**Goal of the exercise:**
Copy each line below that includes "React".

**Input records:**
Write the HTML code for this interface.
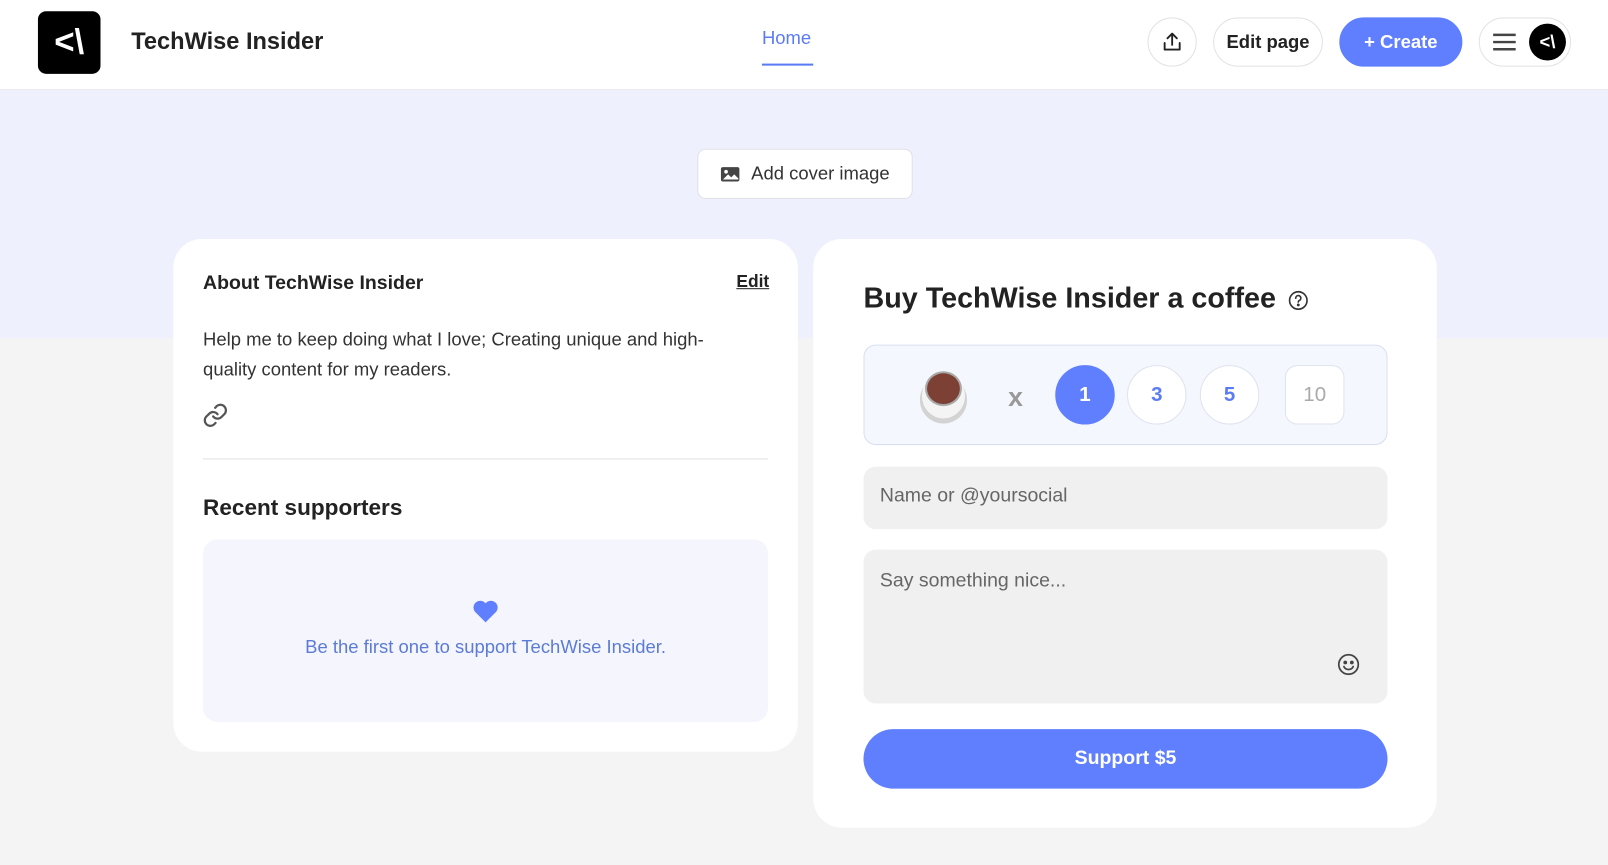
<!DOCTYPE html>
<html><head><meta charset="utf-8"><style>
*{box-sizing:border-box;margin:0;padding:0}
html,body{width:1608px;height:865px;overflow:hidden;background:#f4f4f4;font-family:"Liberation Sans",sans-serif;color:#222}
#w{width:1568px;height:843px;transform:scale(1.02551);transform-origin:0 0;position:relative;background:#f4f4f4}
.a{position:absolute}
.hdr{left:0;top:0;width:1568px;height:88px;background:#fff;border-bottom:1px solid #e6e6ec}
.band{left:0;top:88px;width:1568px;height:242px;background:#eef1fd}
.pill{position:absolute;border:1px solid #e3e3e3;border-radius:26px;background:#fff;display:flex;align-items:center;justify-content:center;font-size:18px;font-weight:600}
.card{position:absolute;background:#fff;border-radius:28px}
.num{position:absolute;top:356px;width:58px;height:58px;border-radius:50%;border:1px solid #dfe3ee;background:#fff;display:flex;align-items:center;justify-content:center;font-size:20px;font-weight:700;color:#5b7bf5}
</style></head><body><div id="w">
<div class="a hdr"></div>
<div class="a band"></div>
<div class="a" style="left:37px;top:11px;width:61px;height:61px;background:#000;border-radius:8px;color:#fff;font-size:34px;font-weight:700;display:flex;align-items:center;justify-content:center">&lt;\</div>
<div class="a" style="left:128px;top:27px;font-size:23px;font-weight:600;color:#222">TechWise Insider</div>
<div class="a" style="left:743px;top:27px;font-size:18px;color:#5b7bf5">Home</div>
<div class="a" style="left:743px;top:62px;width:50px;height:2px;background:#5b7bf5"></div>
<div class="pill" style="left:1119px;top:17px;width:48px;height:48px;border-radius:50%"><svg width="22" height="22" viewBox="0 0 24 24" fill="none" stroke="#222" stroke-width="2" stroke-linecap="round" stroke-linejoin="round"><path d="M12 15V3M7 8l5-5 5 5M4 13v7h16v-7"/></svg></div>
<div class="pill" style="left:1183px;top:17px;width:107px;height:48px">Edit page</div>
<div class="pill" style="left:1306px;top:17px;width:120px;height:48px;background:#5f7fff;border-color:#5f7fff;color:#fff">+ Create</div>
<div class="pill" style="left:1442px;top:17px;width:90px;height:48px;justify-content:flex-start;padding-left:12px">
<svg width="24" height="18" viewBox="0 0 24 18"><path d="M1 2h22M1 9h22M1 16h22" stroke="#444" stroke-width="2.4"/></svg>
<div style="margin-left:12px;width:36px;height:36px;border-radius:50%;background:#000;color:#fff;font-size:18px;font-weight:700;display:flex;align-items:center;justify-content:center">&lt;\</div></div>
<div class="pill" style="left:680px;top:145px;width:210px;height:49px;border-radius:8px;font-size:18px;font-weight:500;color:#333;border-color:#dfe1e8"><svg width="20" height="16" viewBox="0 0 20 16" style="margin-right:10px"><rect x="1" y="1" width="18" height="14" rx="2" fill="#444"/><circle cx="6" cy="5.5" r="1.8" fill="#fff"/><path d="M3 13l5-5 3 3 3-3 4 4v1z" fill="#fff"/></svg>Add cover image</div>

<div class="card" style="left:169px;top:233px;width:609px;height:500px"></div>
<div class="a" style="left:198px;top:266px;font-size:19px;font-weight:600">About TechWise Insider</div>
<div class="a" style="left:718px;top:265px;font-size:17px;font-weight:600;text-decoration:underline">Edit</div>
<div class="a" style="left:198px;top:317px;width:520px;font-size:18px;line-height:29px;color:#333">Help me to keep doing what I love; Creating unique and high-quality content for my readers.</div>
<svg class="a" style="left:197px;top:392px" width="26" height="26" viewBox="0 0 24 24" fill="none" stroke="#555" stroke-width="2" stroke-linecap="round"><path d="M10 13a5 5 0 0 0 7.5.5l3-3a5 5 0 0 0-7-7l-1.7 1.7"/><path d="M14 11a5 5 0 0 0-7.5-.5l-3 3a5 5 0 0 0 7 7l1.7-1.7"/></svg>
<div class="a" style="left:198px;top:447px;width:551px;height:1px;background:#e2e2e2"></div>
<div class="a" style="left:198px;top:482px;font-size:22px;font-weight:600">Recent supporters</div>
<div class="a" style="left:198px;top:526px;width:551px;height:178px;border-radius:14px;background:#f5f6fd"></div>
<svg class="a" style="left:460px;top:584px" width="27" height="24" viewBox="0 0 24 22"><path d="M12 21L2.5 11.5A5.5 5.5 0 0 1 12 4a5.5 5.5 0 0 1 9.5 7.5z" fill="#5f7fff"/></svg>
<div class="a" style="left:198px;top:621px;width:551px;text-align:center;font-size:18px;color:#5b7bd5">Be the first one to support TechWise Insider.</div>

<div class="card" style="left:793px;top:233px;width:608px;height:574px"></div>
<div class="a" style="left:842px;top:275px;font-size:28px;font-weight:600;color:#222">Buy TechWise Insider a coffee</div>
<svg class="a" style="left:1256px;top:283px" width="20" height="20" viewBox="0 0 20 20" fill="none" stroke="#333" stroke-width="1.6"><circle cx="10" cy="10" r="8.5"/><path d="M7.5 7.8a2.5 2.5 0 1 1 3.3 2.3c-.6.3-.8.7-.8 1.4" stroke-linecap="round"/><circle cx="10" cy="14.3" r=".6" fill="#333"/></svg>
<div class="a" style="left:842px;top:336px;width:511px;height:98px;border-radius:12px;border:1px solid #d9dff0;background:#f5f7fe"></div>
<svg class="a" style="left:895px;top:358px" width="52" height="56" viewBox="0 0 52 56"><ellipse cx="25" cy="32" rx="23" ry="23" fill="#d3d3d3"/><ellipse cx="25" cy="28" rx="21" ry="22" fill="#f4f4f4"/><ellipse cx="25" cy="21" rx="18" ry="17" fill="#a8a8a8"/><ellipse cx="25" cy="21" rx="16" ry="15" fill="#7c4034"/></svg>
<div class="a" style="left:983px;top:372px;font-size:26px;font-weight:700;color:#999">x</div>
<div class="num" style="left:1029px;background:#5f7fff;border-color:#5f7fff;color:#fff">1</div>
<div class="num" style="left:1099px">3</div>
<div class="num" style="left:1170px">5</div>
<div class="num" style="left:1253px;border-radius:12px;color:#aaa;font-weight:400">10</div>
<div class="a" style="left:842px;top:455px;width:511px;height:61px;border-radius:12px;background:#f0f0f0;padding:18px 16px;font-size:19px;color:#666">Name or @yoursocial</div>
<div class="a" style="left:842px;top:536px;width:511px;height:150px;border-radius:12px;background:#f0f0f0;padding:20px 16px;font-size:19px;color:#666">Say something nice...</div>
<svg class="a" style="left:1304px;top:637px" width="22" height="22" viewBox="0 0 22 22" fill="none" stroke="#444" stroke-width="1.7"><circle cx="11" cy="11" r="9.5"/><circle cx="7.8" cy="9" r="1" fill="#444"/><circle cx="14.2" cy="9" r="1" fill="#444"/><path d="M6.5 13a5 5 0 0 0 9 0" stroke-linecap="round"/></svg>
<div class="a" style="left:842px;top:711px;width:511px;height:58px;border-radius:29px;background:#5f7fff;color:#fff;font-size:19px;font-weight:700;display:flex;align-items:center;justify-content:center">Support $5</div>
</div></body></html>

--

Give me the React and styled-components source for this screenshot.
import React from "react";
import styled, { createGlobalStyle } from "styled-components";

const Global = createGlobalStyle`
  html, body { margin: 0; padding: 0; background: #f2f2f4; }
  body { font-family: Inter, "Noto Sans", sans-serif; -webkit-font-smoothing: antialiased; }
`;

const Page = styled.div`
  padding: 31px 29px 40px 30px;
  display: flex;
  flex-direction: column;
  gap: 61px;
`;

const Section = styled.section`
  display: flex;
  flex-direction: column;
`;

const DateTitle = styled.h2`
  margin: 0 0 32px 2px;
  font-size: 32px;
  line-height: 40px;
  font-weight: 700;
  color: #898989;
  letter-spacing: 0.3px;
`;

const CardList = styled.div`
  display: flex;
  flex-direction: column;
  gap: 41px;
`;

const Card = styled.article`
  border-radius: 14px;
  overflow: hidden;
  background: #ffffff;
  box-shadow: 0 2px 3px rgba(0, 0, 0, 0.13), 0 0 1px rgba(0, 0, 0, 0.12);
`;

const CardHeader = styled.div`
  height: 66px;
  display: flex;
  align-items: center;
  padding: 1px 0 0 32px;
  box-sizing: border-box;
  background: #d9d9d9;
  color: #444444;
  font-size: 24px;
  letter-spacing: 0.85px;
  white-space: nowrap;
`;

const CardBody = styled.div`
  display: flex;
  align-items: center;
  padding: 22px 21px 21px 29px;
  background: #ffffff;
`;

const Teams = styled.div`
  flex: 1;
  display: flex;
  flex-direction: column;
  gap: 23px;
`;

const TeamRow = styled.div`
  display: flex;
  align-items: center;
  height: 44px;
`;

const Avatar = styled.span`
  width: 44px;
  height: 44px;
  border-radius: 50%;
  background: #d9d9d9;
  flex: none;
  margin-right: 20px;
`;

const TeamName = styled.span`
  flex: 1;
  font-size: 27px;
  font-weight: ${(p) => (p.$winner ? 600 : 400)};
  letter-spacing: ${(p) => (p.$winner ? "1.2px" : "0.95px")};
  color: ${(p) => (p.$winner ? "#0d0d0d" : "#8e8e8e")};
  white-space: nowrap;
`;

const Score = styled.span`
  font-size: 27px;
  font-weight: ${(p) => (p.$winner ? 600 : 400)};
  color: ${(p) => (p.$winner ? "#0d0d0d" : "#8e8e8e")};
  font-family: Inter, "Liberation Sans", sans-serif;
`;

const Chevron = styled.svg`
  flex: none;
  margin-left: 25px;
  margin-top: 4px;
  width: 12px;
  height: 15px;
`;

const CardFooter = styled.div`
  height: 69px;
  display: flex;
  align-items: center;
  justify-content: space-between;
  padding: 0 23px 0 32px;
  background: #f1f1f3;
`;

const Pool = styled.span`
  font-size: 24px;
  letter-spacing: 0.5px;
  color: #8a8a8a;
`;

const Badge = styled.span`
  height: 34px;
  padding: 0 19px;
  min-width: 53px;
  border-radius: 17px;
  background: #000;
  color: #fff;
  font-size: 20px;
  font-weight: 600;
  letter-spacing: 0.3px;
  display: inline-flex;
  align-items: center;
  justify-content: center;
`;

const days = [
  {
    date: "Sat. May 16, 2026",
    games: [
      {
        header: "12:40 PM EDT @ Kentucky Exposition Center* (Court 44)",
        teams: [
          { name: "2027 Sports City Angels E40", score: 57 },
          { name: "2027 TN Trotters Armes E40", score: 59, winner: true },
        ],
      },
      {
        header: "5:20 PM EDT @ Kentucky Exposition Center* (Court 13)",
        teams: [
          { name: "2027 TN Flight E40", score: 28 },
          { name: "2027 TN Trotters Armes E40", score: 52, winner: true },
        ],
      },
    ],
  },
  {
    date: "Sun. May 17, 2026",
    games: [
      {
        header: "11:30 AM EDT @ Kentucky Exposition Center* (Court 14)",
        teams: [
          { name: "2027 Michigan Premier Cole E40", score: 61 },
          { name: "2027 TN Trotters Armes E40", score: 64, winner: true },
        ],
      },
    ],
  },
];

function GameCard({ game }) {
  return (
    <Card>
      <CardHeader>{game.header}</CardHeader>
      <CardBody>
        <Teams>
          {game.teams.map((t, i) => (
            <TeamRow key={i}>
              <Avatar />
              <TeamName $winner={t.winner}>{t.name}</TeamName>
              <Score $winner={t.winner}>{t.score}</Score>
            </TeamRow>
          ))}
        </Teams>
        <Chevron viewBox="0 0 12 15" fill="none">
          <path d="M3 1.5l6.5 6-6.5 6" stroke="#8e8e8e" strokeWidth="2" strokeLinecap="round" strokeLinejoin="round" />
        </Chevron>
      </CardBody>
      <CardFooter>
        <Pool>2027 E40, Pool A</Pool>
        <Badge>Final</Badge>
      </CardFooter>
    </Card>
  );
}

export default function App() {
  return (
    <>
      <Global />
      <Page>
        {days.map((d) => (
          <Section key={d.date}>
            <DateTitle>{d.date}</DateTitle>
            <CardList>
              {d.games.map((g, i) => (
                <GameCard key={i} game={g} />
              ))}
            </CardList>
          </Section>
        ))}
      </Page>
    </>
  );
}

**Answer to the problem:**
Give me the React and styled-components source for this screenshot.
import React from "react";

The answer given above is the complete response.